Nella già citata Trovare leggiamo «[…] Così capita che il mondo | esista chiuso sopra la nuca e scivoli irrequieto | da una parte all’altra di quello spazio come luce | imprigionata. […]». È questa luce imprigionata, unita a una sua possibile liberazione, che si porta appresso il senso più promettente di una riflessione sulla trasparenza. La trasparenza oggi è diventata uno slogan politico e dell’informazione, e lo ha ricordato anche Byung-Chul Han, il filosofo coreano che ci ha parlato, fra altre cose, di società della stanchezza, di eros in agonia, di visioni digitali, di espulsione dell’altro nel mondo digitale (tutti aspetti che sembrano intenzionalmente sfiorati, quando non proprio toccati, dalla scrittura di Maria Borio). In quel senso la trasparenza diventa un falso ideale, funzionale alle odierne forme di dominio e egemonia del biocapitalismo. La trasparenza di questo libro assomiglia più a una frontiera che sta oltre la stanchezza di Byung-Chul Han e giunge piuttosto a lambire la condizione dell’esausto di Gilles Deleuze, una condizione estrema e pertanto più aperta, paradossalmente vibrante, foriera di un possibile cambiamento.
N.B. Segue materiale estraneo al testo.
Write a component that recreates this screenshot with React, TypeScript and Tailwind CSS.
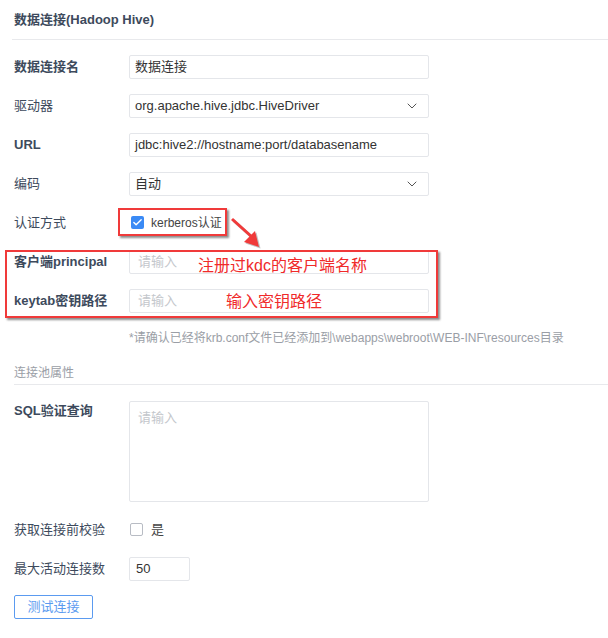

Arrivati sino a qui, lo stallo di puro e impuro si può superare, se non con l’hegeliana sintesi, con una sorta di blochiano principio-speranza, con una crepa sul vetro o con un altro principio che provi a sfidare quello che sempre Zanzotto, ricordando l’opera di Giuseppe Berto, identificava come il «demonio del nichilismo». Un avvertimento: dovessimo arrivarci, non sarà un safe crash come quello del vetro antincendio.